+++ INFORMATION PROVIDED

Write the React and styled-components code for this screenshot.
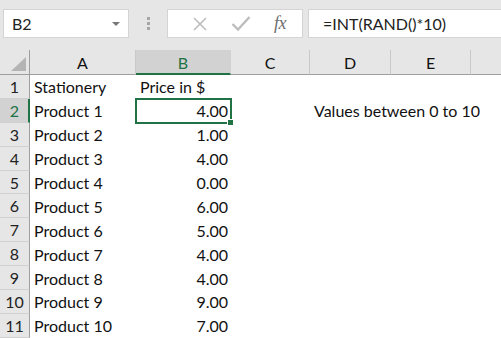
import React from "react";
import styled, { createGlobalStyle } from "styled-components";

const Global = createGlobalStyle`
  html, body { margin: 0; padding: 0; }
  body {
    width: 501px; height: 338px; overflow: hidden;
    background: #ffffff;
    font-family: "Lato", "Open Sans", sans-serif;
  }
`;

const Page = styled.div`
  width: 501px;
  height: 338px;
  overflow: hidden;
  display: flex;
  flex-direction: column;
`;

const TopBar = styled.div`
  height: 50px;
  flex: none;
  background: #e6e6e6;
  display: flex;
  align-items: flex-start;
  padding: 9px 0 0 3px;
  box-sizing: border-box;
`;

const NameBox = styled.div`
  width: 126px;
  height: 29px;
  box-sizing: border-box;
  background: #fff;
  border: 1px solid #d4d4d4;
  display: flex;
  align-items: center;
  justify-content: space-between;
  padding: 0 8px 0 8px;
  font-size: 16px;
  color: #222;
`;

const Caret = styled.span`
  width: 0; height: 0;
  border-left: 4px solid transparent;
  border-right: 4px solid transparent;
  border-top: 4px solid #777;
  margin-top: 1px;
`;

const Grip = styled.div`
  width: 38px;
  height: 29px;
  display: flex;
  flex-direction: column;
  align-items: center;
  justify-content: center;
  gap: 2px;
`;

const GripDot = styled.span`
  width: 3px; height: 3px; background: #a6a6a6;
`;

const ButtonsBox = styled.div`
  width: 136px;
  height: 29px;
  box-sizing: border-box;
  background: #fff;
  border: 1px solid #d4d4d4;
  display: flex;
  align-items: center;
  padding-left: 11px;
`;

const IconSlot = styled.div`
  width: 45px;
  height: 27px;
  display: flex;
  align-items: center;
  justify-content: center;
`;

const Fx = styled.span`
  font-family: "Liberation Serif", "DejaVu Serif", serif;
  font-style: italic;
  font-size: 18px;
  color: #6e6e6e;
  letter-spacing: -0.5px;
  margin-right: 3px;
`;

const FormulaInput = styled.div`
  flex: 1;
  margin-left: 5px;
  height: 29px;
  box-sizing: border-box;
  background: #fff;
  border: 1px solid #d4d4d4;
  border-right: none;
  display: flex;
  align-items: center;
  padding-left: 14px;
  font-size: 16px;
  color: #222;
`;

const COLS = "30px 106px 95px 79px 81px 80px 60px";

const Sheet = styled.div`
  position: relative;
  display: grid;
  grid-template-columns: ${COLS};
  grid-auto-rows: 23.9px;
  grid-template-rows: 25px;
  background: #fff;
`;

const Corner = styled.div`
  background: #e6e6e6;
  border-right: 1px solid #9e9e9e;
  border-bottom: 1px solid #9e9e9e;
  position: relative;
  box-sizing: border-box;
`;

const CornerTriangle = styled.span`
  position: absolute;
  right: 3px;
  bottom: 3px;
  width: 0; height: 0;
  border-left: 15px solid transparent;
  border-bottom: 14px solid #b4b4b4;
`;

const ColHeader = styled.div`
  box-sizing: border-box;
  background: ${(p) => (p.$selected ? "#d2d2d2" : "#e6e6e6")};
  border-right: 1px solid ${(p) => (p.$selected ? "#d2d2d2" : "#c9c9c9")};
  border-bottom: ${(p) => (p.$selected ? "2px solid #217346" : "1px solid #9e9e9e")};
  color: ${(p) => (p.$selected ? "#217346" : "#111")};
  display: flex;
  align-items: center;
  justify-content: center;
  font-size: 16px;
  padding-top: ${(p) => (p.$selected ? "1px" : "0")};
`;

const RowHeader = styled.div`
  box-sizing: border-box;
  background: ${(p) => (p.$selected ? "#d2d2d2" : "#e6e6e6")};
  border-right: ${(p) => (p.$selected ? "2px solid #217346" : "1px solid #9e9e9e")};
  border-bottom: 1px solid #d0d0d0;
  color: ${(p) => (p.$selected ? "#217346" : "#222")};
  display: flex;
  align-items: center;
  justify-content: center;
  font-size: 16px;
  padding-left: ${(p) => (p.$selected ? "1px" : "0")};
`;

const Cell = styled.div`
  display: flex;
  align-items: center;
  justify-content: ${(p) => (p.$right ? "flex-end" : "flex-start")};
  padding: 0 3px 0 4px;
  font-size: 16px;
  color: #111;
  white-space: nowrap;
  overflow: visible;
  min-width: 0;
`;

const Selection = styled.div`
  position: absolute;
  left: 135px;
  top: 47.9px;
  width: 97px;
  height: 25.9px;
  box-sizing: border-box;
  border: 2px solid #217346;
  pointer-events: none;
`;

const Handle = styled.span`
  position: absolute;
  right: -4px;
  bottom: -4px;
  width: 5px;
  height: 5px;
  background: #217346;
  border: 1px solid #fff;
`;

const XIcon = () => (
  <svg width="16" height="16" viewBox="0 0 16 16">
    <path d="M2 2 L14 14 M14 2 L2 14" stroke="#bdbdbd" strokeWidth="1.6" fill="none" />
  </svg>
);

const CheckIcon = () => (
  <svg width="20" height="17" viewBox="0 0 20 17">
    <path d="M1.5 9 L7 14.5 L18.5 2" stroke="#bdbdbd" strokeWidth="2.4" fill="none" />
  </svg>
);

const rows = [
  ["Stationery", "Price in $", false],
  ["Product 1", "4.00", true],
  ["Product 2", "1.00", true],
  ["Product 3", "4.00", true],
  ["Product 4", "0.00", true],
  ["Product 5", "6.00", true],
  ["Product 6", "5.00", true],
  ["Product 7", "4.00", true],
  ["Product 8", "4.00", true],
  ["Product 9", "9.00", true],
  ["Product 10", "7.00", true],
];

export default function App() {
  return (
    <Page>
      <Global />
      <TopBar>
        <NameBox>
          <span>B2</span>
          <Caret />
        </NameBox>
        <Grip>
          <GripDot />
          <GripDot />
          <GripDot />
        </Grip>
        <ButtonsBox>
          <IconSlot><XIcon /></IconSlot>
          <IconSlot><CheckIcon /></IconSlot>
          <IconSlot><Fx>fx</Fx></IconSlot>
        </ButtonsBox>
        <FormulaInput>=INT(RAND()*10)</FormulaInput>
      </TopBar>
      <Sheet>
        <Corner><CornerTriangle /></Corner>
        {["A", "B", "C", "D", "E", ""].map((c) => (
          <ColHeader key={c || "F"} $selected={c === "B"}>{c}</ColHeader>
        ))}
        {rows.map(([a, b, right], i) => (
          <React.Fragment key={i}>
            <RowHeader $selected={i === 1}>{i + 1}</RowHeader>
            <Cell>{a}</Cell>
            <Cell $right={right}>{b}</Cell>
            <Cell />
            <Cell>{i === 1 ? "Values between 0 to 10" : ""}</Cell>
            <Cell />
            <Cell />
          </React.Fragment>
        ))}
        <Selection><Handle /></Selection>
      </Sheet>
    </Page>
  );
}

++++++

▶ _INSTRUCTION_: Repeat the listing above exactly, with no pictures.

▶ _EXPECTED ANSWER_:
Write the React and styled-components code for this screenshot.
import React from "react";
import styled, { createGlobalStyle } from "styled-components";

const Global = createGlobalStyle`
  html, body { margin: 0; padding: 0; }
  body {
    width: 501px; height: 338px; overflow: hidden;
    background: #ffffff;
    font-family: "Lato", "Open Sans", sans-serif;
  }
`;

const Page = styled.div`
  width: 501px;
  height: 338px;
  overflow: hidden;
  display: flex;
  flex-direction: column;
`;

const TopBar = styled.div`
  height: 50px;
  flex: none;
  background: #e6e6e6;
  display: flex;
  align-items: flex-start;
  padding: 9px 0 0 3px;
  box-sizing: border-box;
`;

const NameBox = styled.div`
  width: 126px;
  height: 29px;
  box-sizing: border-box;
  background: #fff;
  border: 1px solid #d4d4d4;
  display: flex;
  align-items: center;
  justify-content: space-between;
  padding: 0 8px 0 8px;
  font-size: 16px;
  color: #222;
`;

const Caret = styled.span`
  width: 0; height: 0;
  border-left: 4px solid transparent;
  border-right: 4px solid transparent;
  border-top: 4px solid #777;
  margin-top: 1px;
`;

const Grip = styled.div`
  width: 38px;
  height: 29px;
  display: flex;
  flex-direction: column;
  align-items: center;
  justify-content: center;
  gap: 2px;
`;

const GripDot = styled.span`
  width: 3px; height: 3px; background: #a6a6a6;
`;

const ButtonsBox = styled.div`
  width: 136px;
  height: 29px;
  box-sizing: border-box;
  background: #fff;
  border: 1px solid #d4d4d4;
  display: flex;
  align-items: center;
  padding-left: 11px;
`;

const IconSlot = styled.div`
  width: 45px;
  height: 27px;
  display: flex;
  align-items: center;
  justify-content: center;
`;

const Fx = styled.span`
  font-family: "Liberation Serif", "DejaVu Serif", serif;
  font-style: italic;
  font-size: 18px;
  color: #6e6e6e;
  letter-spacing: -0.5px;
  margin-right: 3px;
`;

const FormulaInput = styled.div`
  flex: 1;
  margin-left: 5px;
  height: 29px;
  box-sizing: border-box;
  background: #fff;
  border: 1px solid #d4d4d4;
  border-right: none;
  display: flex;
  align-items: center;
  padding-left: 14px;
  font-size: 16px;
  color: #222;
`;

const COLS = "30px 106px 95px 79px 81px 80px 60px";

const Sheet = styled.div`
  position: relative;
  display: grid;
  grid-template-columns: ${COLS};
  grid-auto-rows: 23.9px;
  grid-template-rows: 25px;
  background: #fff;
`;

const Corner = styled.div`
  background: #e6e6e6;
  border-right: 1px solid #9e9e9e;
  border-bottom: 1px solid #9e9e9e;
  position: relative;
  box-sizing: border-box;
`;

const CornerTriangle = styled.span`
  position: absolute;
  right: 3px;
  bottom: 3px;
  width: 0; height: 0;
  border-left: 15px solid transparent;
  border-bottom: 14px solid #b4b4b4;
`;

const ColHeader = styled.div`
  box-sizing: border-box;
  background: ${(p) => (p.$selected ? "#d2d2d2" : "#e6e6e6")};
  border-right: 1px solid ${(p) => (p.$selected ? "#d2d2d2" : "#c9c9c9")};
  border-bottom: ${(p) => (p.$selected ? "2px solid #217346" : "1px solid #9e9e9e")};
  color: ${(p) => (p.$selected ? "#217346" : "#111")};
  display: flex;
  align-items: center;
  justify-content: center;
  font-size: 16px;
  padding-top: ${(p) => (p.$selected ? "1px" : "0")};
`;

const RowHeader = styled.div`
  box-sizing: border-box;
  background: ${(p) => (p.$selected ? "#d2d2d2" : "#e6e6e6")};
  border-right: ${(p) => (p.$selected ? "2px solid #217346" : "1px solid #9e9e9e")};
  border-bottom: 1px solid #d0d0d0;
  color: ${(p) => (p.$selected ? "#217346" : "#222")};
  display: flex;
  align-items: center;
  justify-content: center;
  font-size: 16px;
  padding-left: ${(p) => (p.$selected ? "1px" : "0")};
`;

const Cell = styled.div`
  display: flex;
  align-items: center;
  justify-content: ${(p) => (p.$right ? "flex-end" : "flex-start")};
  padding: 0 3px 0 4px;
  font-size: 16px;
  color: #111;
  white-space: nowrap;
  overflow: visible;
  min-width: 0;
`;

const Selection = styled.div`
  position: absolute;
  left: 135px;
  top: 47.9px;
  width: 97px;
  height: 25.9px;
  box-sizing: border-box;
  border: 2px solid #217346;
  pointer-events: none;
`;

const Handle = styled.span`
  position: absolute;
  right: -4px;
  bottom: -4px;
  width: 5px;
  height: 5px;
  background: #217346;
  border: 1px solid #fff;
`;

const XIcon = () => (
  <svg width="16" height="16" viewBox="0 0 16 16">
    <path d="M2 2 L14 14 M14 2 L2 14" stroke="#bdbdbd" strokeWidth="1.6" fill="none" />
  </svg>
);

const CheckIcon = () => (
  <svg width="20" height="17" viewBox="0 0 20 17">
    <path d="M1.5 9 L7 14.5 L18.5 2" stroke="#bdbdbd" strokeWidth="2.4" fill="none" />
  </svg>
);

const rows = [
  ["Stationery", "Price in $", false],
  ["Product 1", "4.00", true],
  ["Product 2", "1.00", true],
  ["Product 3", "4.00", true],
  ["Product 4", "0.00", true],
  ["Product 5", "6.00", true],
  ["Product 6", "5.00", true],
  ["Product 7", "4.00", true],
  ["Product 8", "4.00", true],
  ["Product 9", "9.00", true],
  ["Product 10", "7.00", true],
];

export default function App() {
  return (
    <Page>
      <Global />
      <TopBar>
        <NameBox>
          <span>B2</span>
          <Caret />
        </NameBox>
        <Grip>
          <GripDot />
          <GripDot />
          <GripDot />
        </Grip>
        <ButtonsBox>
          <IconSlot><XIcon /></IconSlot>
          <IconSlot><CheckIcon /></IconSlot>
          <IconSlot><Fx>fx</Fx></IconSlot>
        </ButtonsBox>
        <FormulaInput>=INT(RAND()*10)</FormulaInput>
      </TopBar>
      <Sheet>
        <Corner><CornerTriangle /></Corner>
        {["A", "B", "C", "D", "E", ""].map((c) => (
          <ColHeader key={c || "F"} $selected={c === "B"}>{c}</ColHeader>
        ))}
        {rows.map(([a, b, right], i) => (
          <React.Fragment key={i}>
            <RowHeader $selected={i === 1}>{i + 1}</RowHeader>
            <Cell>{a}</Cell>
            <Cell $right={right}>{b}</Cell>
            <Cell />
            <Cell>{i === 1 ? "Values between 0 to 10" : ""}</Cell>
            <Cell />
            <Cell />
          </React.Fragment>
        ))}
        <Selection><Handle /></Selection>
      </Sheet>
    </Page>
  );
}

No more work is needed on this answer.